Finally, and because Adam’s gotten such bad press over the millennia, I was happy when God highlighted for me during this latest slow read that Adam is in fact the start of the lineage of the promise. Yes, through sin Adam lost his place in the Garden of Eden, but his third-born son Seth (not Cain and not Abel, Adam’s first- and second-born sons, respectively) carried on the promise. It began with Adam and was carried on through Seth. Adam is our spiritual forefather of the promise, and as such is worthy of honour. He isn’t a dead branch on a tree. He isn’t the one who messed it up for the rest of us and therefore should be trash-talked. He’s our great-great-great (etc.) grandpappy, spiritually speaking. God chose him to be the lineage of the promise, and after him Seth, and after him Enos, and so on, all the way down to Jesus, and through Jesus to us.

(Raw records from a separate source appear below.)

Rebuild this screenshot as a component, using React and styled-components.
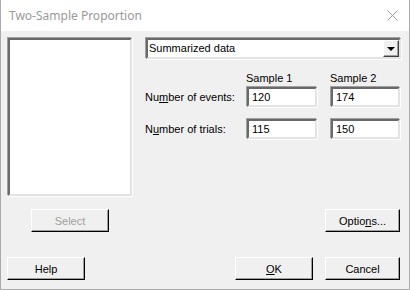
import React from 'react'
import styled, { createGlobalStyle } from 'styled-components'

const GlobalStyle = createGlobalStyle`
  html, body {
    margin: 0;
    padding: 0;
    background: #ffffff;
  }
  * {
    box-sizing: border-box;
  }
`

const Window = styled.div`
  width: 410px;
  height: 290px;
  display: flex;
  flex-direction: column;
  border: 1px solid #aaaaaa;
  border-top: none;
  font-family: "Liberation Sans", Arial, sans-serif;
  font-size: 11px;
  color: #000;
`

const TitleBar = styled.div`
  height: 31px;
  flex: none;
  display: flex;
  align-items: center;
  justify-content: space-between;
  padding: 0 11px 0 8px;
  background: #ffffff;
  font-family: "Noto Sans", "Open Sans", sans-serif;
  font-size: 12px;
  color: #999999;
`

const Body = styled.div`
  flex: 1;
  display: flex;
  flex-direction: column;
  background: #f0f0f0;
  padding: 6px 6px 0 6px;
`

const TopRow = styled.div`
  display: flex;
  gap: 13px;
`

const sunken = `
  border-style: solid;
  border-width: 2px;
  border-color: #696969 #e3e3e3 #e3e3e3 #696969;
  box-shadow: -1px -1px 0 #a0a0a0, 1px 1px 0 #ffffff;
`

const ListBox = styled.div`
  width: 124px;
  height: 158px;
  margin: 1px 0 0 1px;
  background: #ffffff;
  ${sunken}
`

const RightPanel = styled.div`
  width: 257px;
  display: flex;
  flex-direction: column;
`

const Combo = styled.div`
  height: 21px;
  display: flex;
  align-items: center;
  background: #ffffff;
  ${sunken}
  margin: 1px 1px 0 1px;
  padding-left: 1px;
`

const ComboText = styled.span`
  flex: 1;
  line-height: 15px;
`

const ComboButton = styled.div`
  width: 16px;
  height: 17px;
  display: flex;
  align-items: center;
  justify-content: center;
  background: #f0f0f0;
  border-style: solid;
  border-width: 1px;
  border-color: #ffffff #404040 #404040 #ffffff;
  box-shadow: inset -1px -1px 0 #a0a0a0;
`

const Arrow = styled.div`
  width: 0;
  height: 0;
  border-left: 4px solid transparent;
  border-right: 4px solid transparent;
  border-top: 4px solid #000;
  margin-top: 1px;
`

const FieldGrid = styled.div`
  display: grid;
  grid-template-columns: 101px 84px 71px;
  row-gap: 11px;
  margin-top: 13px;
  align-items: center;
`

const Header = styled.div`
  line-height: 13px;
  margin-bottom: -10px;
`

const Label = styled.div`
  white-space: nowrap;
`

const Input = styled.div`
  width: ${p => p.$w}px;
  height: 20px;
  background: #ffffff;
  ${sunken}
  margin: 1px 0 0 1px;
  padding: 0 0 0 3px;
  display: flex;
  align-items: center;
`

const ButtonRow = styled.div`
  display: flex;
  align-items: center;
  margin-top: ${p => p.$top}px;
  padding-left: ${p => p.$left || 0}px;
  padding-right: 3px;
  gap: 12px;
`

const Spacer = styled.div`
  flex: 1;
`

const Button = styled.div`
  width: ${p => p.$w || 77}px;
  height: 23px;
  display: flex;
  align-items: center;
  justify-content: center;
  background: #f0f0f0;
  color: ${p => (p.$disabled ? '#a0a0a0' : '#000')};
  border-style: solid;
  border-width: 1px;
  border-color: #ffffff #000000 #000000 #ffffff;
  box-shadow: inset -1px -1px 0 #a0a0a0;
`

function CloseIcon() {
  return (
    <svg width="11" height="11" viewBox="0 0 11 11">
      <path d="M0.5 0.5 L10.5 10.5 M10.5 0.5 L0.5 10.5" stroke="#9a9a9a" strokeWidth="1" />
    </svg>
  )
}

export default function App() {
  return (
    <>
      <GlobalStyle />
      <Window>
        <TitleBar>
          <span>Two-Sample Proportion</span>
          <CloseIcon />
        </TitleBar>
        <Body>
          <TopRow>
            <ListBox />
            <RightPanel>
              <Combo>
                <ComboText>Summarized data</ComboText>
                <ComboButton>
                  <Arrow />
                </ComboButton>
              </Combo>
              <FieldGrid>
                <span />
                <Header>Sample 1</Header>
                <Header>Sample 2</Header>
                <Label>Nu<u>m</u>ber of events:</Label>
                <Input $w={70}>120</Input>
                <Input $w={69}>174</Input>
                <Label>N<u>u</u>mber of trials:</Label>
                <Input $w={70}>115</Input>
                <Input $w={69}>150</Input>
              </FieldGrid>
            </RightPanel>
          </TopRow>
          <ButtonRow $top={13} $left={24}>
            <Button $w={78} $disabled>Select</Button>
            <Spacer />
            <Button $w={75}>Optio<u>n</u>s...</Button>
          </ButtonRow>
          <ButtonRow $top={25}>
            <Button $w={78}>Help</Button>
            <Spacer />
            <Button $w={78}><u>O</u>K</Button>
            <Button $w={75}>Cancel</Button>
          </ButtonRow>
        </Body>
      </Window>
    </>
  )
}
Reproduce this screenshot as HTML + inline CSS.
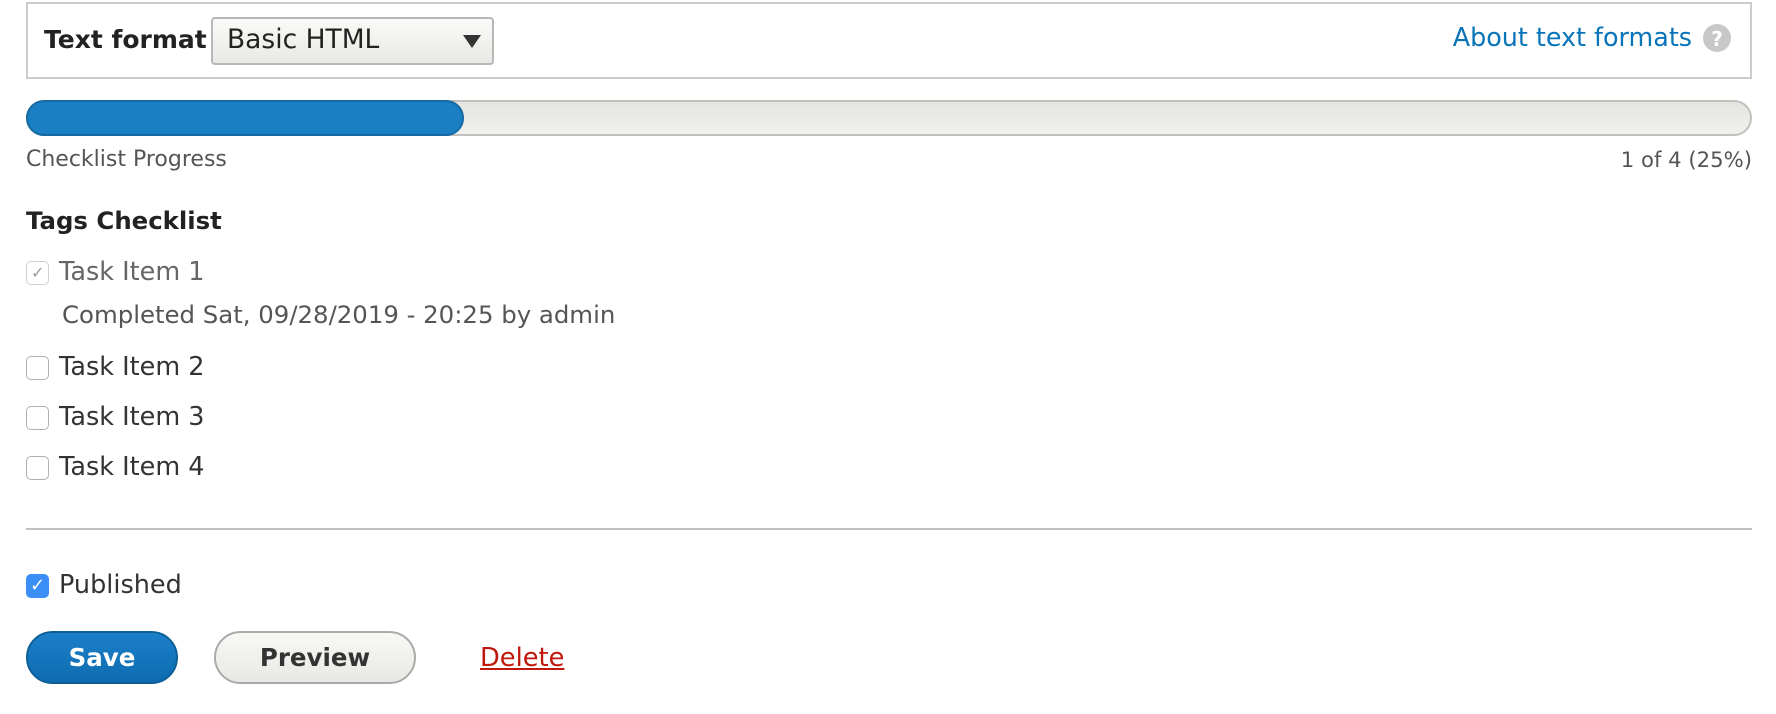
<!DOCTYPE html>
<html><head><meta charset="utf-8"><style>
*{margin:0;padding:0;box-sizing:border-box}
body{width:1776px;height:714px;background:#fff;font-family:"DejaVu Sans","Liberation Sans",sans-serif;color:#333;position:relative;overflow:hidden}
.a{position:absolute;white-space:nowrap;line-height:30px}
.box{position:absolute;left:26px;top:2px;width:1726px;height:77px;border:2px solid #ccc}
.sel{position:absolute;left:211px;top:17px;width:283px;height:48px;border:2px solid #b8b8b8;border-radius:4px;background:linear-gradient(#fafaf8,#e8e8e4)}
.bar{position:absolute;left:26px;top:100px;width:1726px;height:36px;border-radius:18px;background:linear-gradient(#e4e4e0,#f0f0ee);border:2px solid #c0c0bc}
.fill{position:absolute;left:26px;top:100px;width:438px;height:36px;border-radius:18px;background:#1a7fc3;border:2px solid #1669a4}
.cb{position:absolute;left:26px;width:23px;height:24px;border:1.5px solid #b0b0b0;border-radius:5px;background:#fff}
.lbl{font-size:25.5px;left:59px}
.btn{position:absolute;top:631px;height:53px;border-radius:27px;font-weight:bold;font-size:24.5px;text-align:center;line-height:49px}
</style></head><body>
<div class="box"></div>
<div class="a" style="left:44px;top:25px;font-size:25px;font-weight:bold;color:#222">Text format</div>
<div class="sel"></div>
<div class="a" style="left:227px;top:25px;font-size:26.5px;color:#222">Basic HTML</div>
<svg class="a" style="left:463px;top:35px" width="18" height="13"><path d="M0 0H18L9 13Z" fill="#333"/></svg>
<div class="a" style="right:84px;top:22px;font-size:25.4px;color:#0a74b9">About text formats</div>
<svg class="a" style="left:1702px;top:23px" width="30" height="30"><circle cx="15" cy="15" r="14" fill="#c8c8c8"/><text x="15" y="23" text-anchor="middle" font-family="DejaVu Sans" font-weight="bold" font-size="20" fill="#fff">?</text></svg>
<div class="bar"></div><div class="fill"></div>
<div class="a" style="left:26px;top:145px;font-size:22px;color:#555">Checklist Progress</div>
<div class="a" style="right:24px;top:145px;font-size:21.2px;color:#555">1 of 4 (25%)</div>
<div class="a" style="left:26px;top:206px;font-size:24.4px;font-weight:bold;color:#222">Tags Checklist</div>
<div class="cb" style="top:261px;border-color:#d0d0d0"></div>
<div class="a" style="left:31px;top:258px;font-size:16px;color:#999">✓</div>
<div class="a lbl" style="top:257px;color:#666">Task Item 1</div>
<div class="a" style="left:62px;top:300px;font-size:24.4px;color:#555">Completed Sat, 09/28/2019 - 20:25 by admin</div>
<div class="cb" style="top:356px"></div><div class="a lbl" style="top:352px">Task Item 2</div>
<div class="cb" style="top:406px"></div><div class="a lbl" style="top:402px">Task Item 3</div>
<div class="cb" style="top:456px"></div><div class="a lbl" style="top:452px">Task Item 4</div>
<div class="a" style="left:26px;top:528px;width:1726px;height:2px;background:#c0c0bc"></div>
<div class="cb" style="top:574px;background:#3a8ef5;border-color:#3a8ef5"></div>
<div class="a" style="left:30px;top:571px;font-size:18px;color:#fff;font-weight:bold">✓</div>
<div class="a lbl" style="top:570px">Published</div>
<div class="btn" style="left:26px;width:152px;background:linear-gradient(#1a7fc9,#0f6cb0);border:2px solid #0d5f98;color:#fff">Save</div>
<div class="btn" style="left:214px;width:202px;background:linear-gradient(#f8f8f6,#e8e8e3);border:2px solid #aaa;color:#333">Preview</div>
<div class="a" style="left:480px;top:643px;font-size:25.7px;color:#c0180c;text-decoration:underline">Delete</div>
</body></html>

So we should honour Adam – not malign him, honour him – in our spiritual family tree.
And speaking of Adam and trees, isn’t it interesting that God warned Adam to steer clear of the tree of the knowledge of good and evil but gave him no such warning about the tree of life? Why do you suppose that was? The tree of life was literally infinitely more valuable (probably the most valuable tree in the Garden), and yet no warning was issued to stay away from it. Only after Adam was expelled from the Garden did the tree of life come under special protection.
There’s a reason for this. I don’t know what it is yet. I have a few inklings, but I don’t know for sure. Maybe during my next slow read of that passage God will reveal it to me….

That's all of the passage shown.